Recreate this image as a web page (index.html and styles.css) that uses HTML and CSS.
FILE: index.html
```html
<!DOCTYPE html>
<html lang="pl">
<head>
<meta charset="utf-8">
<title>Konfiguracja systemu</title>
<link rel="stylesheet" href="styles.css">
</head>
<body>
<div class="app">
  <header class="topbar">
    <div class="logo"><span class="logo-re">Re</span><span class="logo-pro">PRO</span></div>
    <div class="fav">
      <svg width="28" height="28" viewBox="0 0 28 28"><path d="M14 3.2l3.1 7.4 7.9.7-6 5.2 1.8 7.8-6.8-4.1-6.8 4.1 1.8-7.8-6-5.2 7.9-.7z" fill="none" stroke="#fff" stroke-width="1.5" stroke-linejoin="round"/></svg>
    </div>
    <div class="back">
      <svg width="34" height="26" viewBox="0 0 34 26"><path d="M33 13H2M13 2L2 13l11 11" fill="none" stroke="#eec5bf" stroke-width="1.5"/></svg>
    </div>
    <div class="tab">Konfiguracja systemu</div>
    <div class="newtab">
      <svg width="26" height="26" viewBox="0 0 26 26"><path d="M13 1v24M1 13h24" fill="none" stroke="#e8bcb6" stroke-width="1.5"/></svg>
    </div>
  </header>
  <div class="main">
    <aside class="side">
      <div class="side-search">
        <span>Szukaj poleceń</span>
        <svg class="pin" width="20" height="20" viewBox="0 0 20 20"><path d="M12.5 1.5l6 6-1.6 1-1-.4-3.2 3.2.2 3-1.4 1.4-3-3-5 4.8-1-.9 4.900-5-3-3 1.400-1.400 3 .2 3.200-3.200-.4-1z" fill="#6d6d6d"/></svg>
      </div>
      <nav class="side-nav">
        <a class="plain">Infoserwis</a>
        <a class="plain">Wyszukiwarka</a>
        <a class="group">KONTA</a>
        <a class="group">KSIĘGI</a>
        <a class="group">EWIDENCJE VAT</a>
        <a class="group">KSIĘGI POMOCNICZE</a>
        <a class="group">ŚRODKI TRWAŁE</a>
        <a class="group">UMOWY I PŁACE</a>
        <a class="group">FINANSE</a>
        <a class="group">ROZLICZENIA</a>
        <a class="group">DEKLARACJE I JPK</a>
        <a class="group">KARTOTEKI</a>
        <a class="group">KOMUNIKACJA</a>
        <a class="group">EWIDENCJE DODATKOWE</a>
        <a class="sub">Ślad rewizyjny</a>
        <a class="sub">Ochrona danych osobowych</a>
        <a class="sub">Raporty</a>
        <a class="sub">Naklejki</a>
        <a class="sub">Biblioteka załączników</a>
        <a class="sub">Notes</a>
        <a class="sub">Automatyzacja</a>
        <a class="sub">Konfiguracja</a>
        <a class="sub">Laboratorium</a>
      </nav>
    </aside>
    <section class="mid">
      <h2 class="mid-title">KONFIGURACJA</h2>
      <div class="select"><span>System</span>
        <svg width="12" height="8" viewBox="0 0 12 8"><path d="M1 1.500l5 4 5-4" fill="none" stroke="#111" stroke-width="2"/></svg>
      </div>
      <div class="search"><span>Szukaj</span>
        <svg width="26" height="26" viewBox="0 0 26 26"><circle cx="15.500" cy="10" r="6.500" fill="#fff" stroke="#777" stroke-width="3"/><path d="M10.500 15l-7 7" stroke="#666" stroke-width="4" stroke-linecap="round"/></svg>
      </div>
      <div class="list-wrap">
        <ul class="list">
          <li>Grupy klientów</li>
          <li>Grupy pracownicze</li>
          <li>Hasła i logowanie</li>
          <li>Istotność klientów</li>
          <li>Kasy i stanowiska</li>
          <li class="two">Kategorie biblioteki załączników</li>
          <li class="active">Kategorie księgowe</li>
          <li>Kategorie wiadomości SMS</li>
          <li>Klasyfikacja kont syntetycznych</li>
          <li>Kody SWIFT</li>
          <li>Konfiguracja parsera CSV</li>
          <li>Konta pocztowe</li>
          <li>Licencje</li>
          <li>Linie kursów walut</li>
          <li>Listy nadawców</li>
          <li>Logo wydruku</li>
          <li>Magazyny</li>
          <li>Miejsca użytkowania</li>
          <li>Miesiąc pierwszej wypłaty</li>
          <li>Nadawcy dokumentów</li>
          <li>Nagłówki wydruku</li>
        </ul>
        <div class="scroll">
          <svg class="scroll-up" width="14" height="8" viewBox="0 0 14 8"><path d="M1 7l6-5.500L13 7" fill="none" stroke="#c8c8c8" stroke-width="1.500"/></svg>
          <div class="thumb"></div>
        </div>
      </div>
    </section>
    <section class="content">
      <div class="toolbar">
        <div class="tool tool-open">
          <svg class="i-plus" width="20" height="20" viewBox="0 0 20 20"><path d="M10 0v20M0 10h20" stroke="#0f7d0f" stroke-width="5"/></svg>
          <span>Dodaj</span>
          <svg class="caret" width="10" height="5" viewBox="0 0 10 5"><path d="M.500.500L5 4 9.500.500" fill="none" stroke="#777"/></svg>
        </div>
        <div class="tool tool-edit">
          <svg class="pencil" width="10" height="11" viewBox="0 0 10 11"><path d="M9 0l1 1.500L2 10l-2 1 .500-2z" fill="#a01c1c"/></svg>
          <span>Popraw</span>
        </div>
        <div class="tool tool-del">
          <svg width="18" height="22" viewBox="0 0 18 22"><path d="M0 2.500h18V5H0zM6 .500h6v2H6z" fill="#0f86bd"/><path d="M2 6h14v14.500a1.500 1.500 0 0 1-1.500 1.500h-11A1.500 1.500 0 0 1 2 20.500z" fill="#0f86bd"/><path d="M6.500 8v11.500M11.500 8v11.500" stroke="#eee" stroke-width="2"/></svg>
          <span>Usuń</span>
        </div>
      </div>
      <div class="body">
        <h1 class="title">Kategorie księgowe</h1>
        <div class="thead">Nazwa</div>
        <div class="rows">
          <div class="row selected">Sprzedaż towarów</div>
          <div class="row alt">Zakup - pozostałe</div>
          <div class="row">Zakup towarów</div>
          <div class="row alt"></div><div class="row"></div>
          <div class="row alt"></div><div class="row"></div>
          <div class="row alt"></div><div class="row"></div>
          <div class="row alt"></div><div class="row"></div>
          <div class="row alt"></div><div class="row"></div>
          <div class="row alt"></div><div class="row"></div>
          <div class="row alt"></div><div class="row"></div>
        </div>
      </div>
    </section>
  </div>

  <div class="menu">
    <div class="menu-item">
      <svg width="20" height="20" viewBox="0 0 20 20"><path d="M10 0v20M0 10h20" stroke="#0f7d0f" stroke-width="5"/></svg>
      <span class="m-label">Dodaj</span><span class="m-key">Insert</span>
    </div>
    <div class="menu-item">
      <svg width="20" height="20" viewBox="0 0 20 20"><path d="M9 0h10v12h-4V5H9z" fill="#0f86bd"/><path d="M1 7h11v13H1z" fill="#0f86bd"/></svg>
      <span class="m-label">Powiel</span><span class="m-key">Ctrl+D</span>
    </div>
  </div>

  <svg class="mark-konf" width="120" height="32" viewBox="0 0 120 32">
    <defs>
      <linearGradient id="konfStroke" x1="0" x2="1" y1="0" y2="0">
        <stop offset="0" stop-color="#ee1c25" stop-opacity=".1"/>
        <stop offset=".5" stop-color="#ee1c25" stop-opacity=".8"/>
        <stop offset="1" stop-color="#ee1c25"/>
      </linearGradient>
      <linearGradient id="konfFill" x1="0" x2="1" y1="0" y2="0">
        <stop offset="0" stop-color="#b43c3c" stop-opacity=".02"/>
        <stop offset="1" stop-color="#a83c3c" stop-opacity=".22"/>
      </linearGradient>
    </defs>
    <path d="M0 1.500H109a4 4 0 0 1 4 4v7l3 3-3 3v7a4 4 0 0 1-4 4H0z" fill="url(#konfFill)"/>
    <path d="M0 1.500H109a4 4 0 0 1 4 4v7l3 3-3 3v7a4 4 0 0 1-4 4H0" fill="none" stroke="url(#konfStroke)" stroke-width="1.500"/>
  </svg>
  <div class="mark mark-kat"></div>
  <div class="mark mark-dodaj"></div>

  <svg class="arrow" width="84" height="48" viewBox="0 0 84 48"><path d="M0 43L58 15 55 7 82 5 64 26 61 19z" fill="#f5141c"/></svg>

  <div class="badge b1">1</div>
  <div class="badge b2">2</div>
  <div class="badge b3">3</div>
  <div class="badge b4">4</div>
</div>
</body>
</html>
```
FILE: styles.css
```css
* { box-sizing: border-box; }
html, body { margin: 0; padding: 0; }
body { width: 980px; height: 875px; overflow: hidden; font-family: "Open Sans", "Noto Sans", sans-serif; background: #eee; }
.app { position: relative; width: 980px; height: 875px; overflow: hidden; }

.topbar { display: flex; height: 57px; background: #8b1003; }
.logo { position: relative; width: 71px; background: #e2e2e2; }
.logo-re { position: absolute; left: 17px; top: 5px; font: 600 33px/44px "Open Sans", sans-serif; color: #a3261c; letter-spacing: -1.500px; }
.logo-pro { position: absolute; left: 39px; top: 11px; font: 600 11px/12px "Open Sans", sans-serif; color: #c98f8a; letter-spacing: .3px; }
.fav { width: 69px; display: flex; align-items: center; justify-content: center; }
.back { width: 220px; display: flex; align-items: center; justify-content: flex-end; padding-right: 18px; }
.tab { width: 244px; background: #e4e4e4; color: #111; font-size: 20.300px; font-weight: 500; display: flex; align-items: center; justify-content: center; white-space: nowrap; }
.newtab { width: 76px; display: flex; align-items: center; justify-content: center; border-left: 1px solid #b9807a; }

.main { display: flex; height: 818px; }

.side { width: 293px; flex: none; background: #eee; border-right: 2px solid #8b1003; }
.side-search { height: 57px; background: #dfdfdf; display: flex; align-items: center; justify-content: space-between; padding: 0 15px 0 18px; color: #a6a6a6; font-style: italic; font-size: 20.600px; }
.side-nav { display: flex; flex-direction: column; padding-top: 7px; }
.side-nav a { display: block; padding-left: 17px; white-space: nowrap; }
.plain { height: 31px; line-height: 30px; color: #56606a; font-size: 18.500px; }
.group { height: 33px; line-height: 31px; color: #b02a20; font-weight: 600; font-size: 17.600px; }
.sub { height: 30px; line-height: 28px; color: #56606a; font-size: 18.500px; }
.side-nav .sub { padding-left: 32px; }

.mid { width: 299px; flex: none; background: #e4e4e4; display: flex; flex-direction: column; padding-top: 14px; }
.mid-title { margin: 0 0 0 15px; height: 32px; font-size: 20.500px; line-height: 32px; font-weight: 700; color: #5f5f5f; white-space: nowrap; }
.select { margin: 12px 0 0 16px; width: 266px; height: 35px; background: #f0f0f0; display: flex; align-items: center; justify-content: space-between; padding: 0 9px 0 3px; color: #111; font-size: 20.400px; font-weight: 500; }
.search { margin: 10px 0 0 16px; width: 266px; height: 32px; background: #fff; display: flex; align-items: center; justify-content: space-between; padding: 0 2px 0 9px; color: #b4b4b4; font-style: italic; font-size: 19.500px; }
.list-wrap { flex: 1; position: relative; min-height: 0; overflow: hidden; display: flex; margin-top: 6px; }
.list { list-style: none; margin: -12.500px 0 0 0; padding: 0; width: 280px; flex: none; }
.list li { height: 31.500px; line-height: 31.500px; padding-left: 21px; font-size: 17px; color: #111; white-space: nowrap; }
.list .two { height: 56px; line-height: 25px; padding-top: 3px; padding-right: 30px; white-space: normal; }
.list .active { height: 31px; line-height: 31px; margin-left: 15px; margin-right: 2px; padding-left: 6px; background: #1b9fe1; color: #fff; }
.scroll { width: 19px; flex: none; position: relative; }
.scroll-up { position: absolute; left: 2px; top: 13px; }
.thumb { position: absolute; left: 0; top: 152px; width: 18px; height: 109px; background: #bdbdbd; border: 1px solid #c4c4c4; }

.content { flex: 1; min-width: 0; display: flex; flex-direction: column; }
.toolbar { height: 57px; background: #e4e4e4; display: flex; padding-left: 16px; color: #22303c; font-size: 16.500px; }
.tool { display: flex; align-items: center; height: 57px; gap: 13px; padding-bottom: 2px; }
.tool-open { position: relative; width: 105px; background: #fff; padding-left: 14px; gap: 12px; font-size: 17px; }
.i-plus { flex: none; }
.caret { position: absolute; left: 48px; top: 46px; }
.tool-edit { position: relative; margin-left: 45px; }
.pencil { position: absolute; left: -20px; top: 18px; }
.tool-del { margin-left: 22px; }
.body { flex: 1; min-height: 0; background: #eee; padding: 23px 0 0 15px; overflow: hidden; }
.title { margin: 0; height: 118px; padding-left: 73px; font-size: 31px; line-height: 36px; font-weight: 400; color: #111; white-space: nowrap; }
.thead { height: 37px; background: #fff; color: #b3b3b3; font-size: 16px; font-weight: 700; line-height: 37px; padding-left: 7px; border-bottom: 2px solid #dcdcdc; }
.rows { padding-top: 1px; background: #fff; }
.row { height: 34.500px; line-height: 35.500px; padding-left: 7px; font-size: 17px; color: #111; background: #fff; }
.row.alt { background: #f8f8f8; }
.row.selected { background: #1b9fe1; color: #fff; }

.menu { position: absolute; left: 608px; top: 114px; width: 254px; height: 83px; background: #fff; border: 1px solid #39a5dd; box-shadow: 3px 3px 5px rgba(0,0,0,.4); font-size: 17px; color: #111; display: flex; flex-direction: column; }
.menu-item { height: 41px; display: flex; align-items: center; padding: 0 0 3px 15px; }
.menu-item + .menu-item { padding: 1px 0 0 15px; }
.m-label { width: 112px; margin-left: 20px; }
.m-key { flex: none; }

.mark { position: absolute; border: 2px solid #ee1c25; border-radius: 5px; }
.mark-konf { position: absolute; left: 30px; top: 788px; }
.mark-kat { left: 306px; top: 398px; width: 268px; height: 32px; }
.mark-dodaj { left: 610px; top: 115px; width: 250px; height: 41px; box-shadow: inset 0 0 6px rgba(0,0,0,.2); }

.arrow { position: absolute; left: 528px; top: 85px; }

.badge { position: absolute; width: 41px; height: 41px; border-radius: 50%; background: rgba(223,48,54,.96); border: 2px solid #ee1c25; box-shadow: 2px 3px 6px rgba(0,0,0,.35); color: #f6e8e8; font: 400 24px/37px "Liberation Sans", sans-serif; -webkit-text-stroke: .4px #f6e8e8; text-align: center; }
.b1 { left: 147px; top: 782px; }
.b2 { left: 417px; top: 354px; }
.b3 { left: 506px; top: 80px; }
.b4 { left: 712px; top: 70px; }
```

=======

* Written problem
Determine how many lines include the word "index" and report that number by itself.

* Exercise output
2